- [TASK BRIEF]
Repeat the material below word for word and leave out all pictures.

- [INFORMATION SUPPLIED]
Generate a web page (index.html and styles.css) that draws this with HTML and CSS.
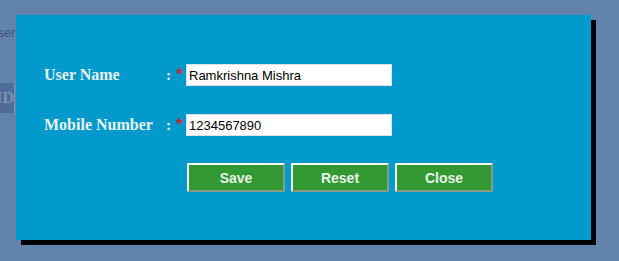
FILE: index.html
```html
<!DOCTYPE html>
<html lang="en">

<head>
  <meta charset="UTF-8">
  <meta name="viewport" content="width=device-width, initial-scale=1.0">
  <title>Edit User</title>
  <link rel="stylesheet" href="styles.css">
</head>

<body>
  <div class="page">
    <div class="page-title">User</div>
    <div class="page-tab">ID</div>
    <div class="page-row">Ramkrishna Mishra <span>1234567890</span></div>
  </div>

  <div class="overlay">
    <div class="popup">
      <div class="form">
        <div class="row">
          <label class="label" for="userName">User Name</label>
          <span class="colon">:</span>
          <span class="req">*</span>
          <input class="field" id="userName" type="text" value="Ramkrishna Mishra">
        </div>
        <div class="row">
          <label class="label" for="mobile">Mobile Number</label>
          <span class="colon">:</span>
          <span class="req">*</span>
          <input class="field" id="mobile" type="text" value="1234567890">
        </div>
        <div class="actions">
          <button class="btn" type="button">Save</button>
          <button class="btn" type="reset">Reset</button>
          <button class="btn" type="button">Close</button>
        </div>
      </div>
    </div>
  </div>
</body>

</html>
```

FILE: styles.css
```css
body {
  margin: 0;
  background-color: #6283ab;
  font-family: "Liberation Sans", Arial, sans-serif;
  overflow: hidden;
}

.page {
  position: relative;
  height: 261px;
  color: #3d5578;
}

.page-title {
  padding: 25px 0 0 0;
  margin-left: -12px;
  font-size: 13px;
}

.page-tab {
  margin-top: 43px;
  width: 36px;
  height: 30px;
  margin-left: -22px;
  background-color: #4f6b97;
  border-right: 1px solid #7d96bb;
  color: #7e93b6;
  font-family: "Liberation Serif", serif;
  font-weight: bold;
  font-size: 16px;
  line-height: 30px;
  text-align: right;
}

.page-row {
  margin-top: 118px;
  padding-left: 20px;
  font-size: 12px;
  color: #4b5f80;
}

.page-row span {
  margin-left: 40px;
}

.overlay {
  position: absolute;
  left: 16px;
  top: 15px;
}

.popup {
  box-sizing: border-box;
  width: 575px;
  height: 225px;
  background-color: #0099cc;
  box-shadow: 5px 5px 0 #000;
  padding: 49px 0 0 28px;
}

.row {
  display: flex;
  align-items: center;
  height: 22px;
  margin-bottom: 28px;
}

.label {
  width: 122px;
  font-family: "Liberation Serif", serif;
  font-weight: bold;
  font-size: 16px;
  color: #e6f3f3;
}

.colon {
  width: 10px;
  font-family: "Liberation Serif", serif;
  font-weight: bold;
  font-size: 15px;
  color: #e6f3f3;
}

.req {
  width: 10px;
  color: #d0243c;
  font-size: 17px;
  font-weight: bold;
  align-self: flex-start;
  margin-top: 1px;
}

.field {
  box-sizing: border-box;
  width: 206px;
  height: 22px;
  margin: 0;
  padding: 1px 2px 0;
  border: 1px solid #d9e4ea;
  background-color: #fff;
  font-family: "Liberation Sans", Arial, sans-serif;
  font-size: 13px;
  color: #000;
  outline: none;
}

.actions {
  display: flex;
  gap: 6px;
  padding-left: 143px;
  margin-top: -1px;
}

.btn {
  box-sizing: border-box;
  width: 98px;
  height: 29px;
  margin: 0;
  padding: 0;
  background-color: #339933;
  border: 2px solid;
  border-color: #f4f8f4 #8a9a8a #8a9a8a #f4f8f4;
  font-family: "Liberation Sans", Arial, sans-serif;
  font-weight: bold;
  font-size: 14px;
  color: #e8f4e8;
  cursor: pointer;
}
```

- [TASK SOLUTION]
Generate a web page (index.html and styles.css) that draws this with HTML and CSS.
FILE: index.html
```html
<!DOCTYPE html>
<html lang="en">

<head>
  <meta charset="UTF-8">
  <meta name="viewport" content="width=device-width, initial-scale=1.0">
  <title>Edit User</title>
  <link rel="stylesheet" href="styles.css">
</head>

<body>
  <div class="page">
    <div class="page-title">User</div>
    <div class="page-tab">ID</div>
    <div class="page-row">Ramkrishna Mishra <span>1234567890</span></div>
  </div>

  <div class="overlay">
    <div class="popup">
      <div class="form">
        <div class="row">
          <label class="label" for="userName">User Name</label>
          <span class="colon">:</span>
          <span class="req">*</span>
          <input class="field" id="userName" type="text" value="Ramkrishna Mishra">
        </div>
        <div class="row">
          <label class="label" for="mobile">Mobile Number</label>
          <span class="colon">:</span>
          <span class="req">*</span>
          <input class="field" id="mobile" type="text" value="1234567890">
        </div>
        <div class="actions">
          <button class="btn" type="button">Save</button>
          <button class="btn" type="reset">Reset</button>
          <button class="btn" type="button">Close</button>
        </div>
      </div>
    </div>
  </div>
</body>

</html>
```

FILE: styles.css
```css
body {
  margin: 0;
  background-color: #6283ab;
  font-family: "Liberation Sans", Arial, sans-serif;
  overflow: hidden;
}

.page {
  position: relative;
  height: 261px;
  color: #3d5578;
}

.page-title {
  padding: 25px 0 0 0;
  margin-left: -12px;
  font-size: 13px;
}

.page-tab {
  margin-top: 43px;
  width: 36px;
  height: 30px;
  margin-left: -22px;
  background-color: #4f6b97;
  border-right: 1px solid #7d96bb;
  color: #7e93b6;
  font-family: "Liberation Serif", serif;
  font-weight: bold;
  font-size: 16px;
  line-height: 30px;
  text-align: right;
}

.page-row {
  margin-top: 118px;
  padding-left: 20px;
  font-size: 12px;
  color: #4b5f80;
}

.page-row span {
  margin-left: 40px;
}

.overlay {
  position: absolute;
  left: 16px;
  top: 15px;
}

.popup {
  box-sizing: border-box;
  width: 575px;
  height: 225px;
  background-color: #0099cc;
  box-shadow: 5px 5px 0 #000;
  padding: 49px 0 0 28px;
}

.row {
  display: flex;
  align-items: center;
  height: 22px;
  margin-bottom: 28px;
}

.label {
  width: 122px;
  font-family: "Liberation Serif", serif;
  font-weight: bold;
  font-size: 16px;
  color: #e6f3f3;
}

.colon {
  width: 10px;
  font-family: "Liberation Serif", serif;
  font-weight: bold;
  font-size: 15px;
  color: #e6f3f3;
}

.req {
  width: 10px;
  color: #d0243c;
  font-size: 17px;
  font-weight: bold;
  align-self: flex-start;
  margin-top: 1px;
}

.field {
  box-sizing: border-box;
  width: 206px;
  height: 22px;
  margin: 0;
  padding: 1px 2px 0;
  border: 1px solid #d9e4ea;
  background-color: #fff;
  font-family: "Liberation Sans", Arial, sans-serif;
  font-size: 13px;
  color: #000;
  outline: none;
}

.actions {
  display: flex;
  gap: 6px;
  padding-left: 143px;
  margin-top: -1px;
}

.btn {
  box-sizing: border-box;
  width: 98px;
  height: 29px;
  margin: 0;
  padding: 0;
  background-color: #339933;
  border: 2px solid;
  border-color: #f4f8f4 #8a9a8a #8a9a8a #f4f8f4;
  font-family: "Liberation Sans", Arial, sans-serif;
  font-weight: bold;
  font-size: 14px;
  color: #e8f4e8;
  cursor: pointer;
}
```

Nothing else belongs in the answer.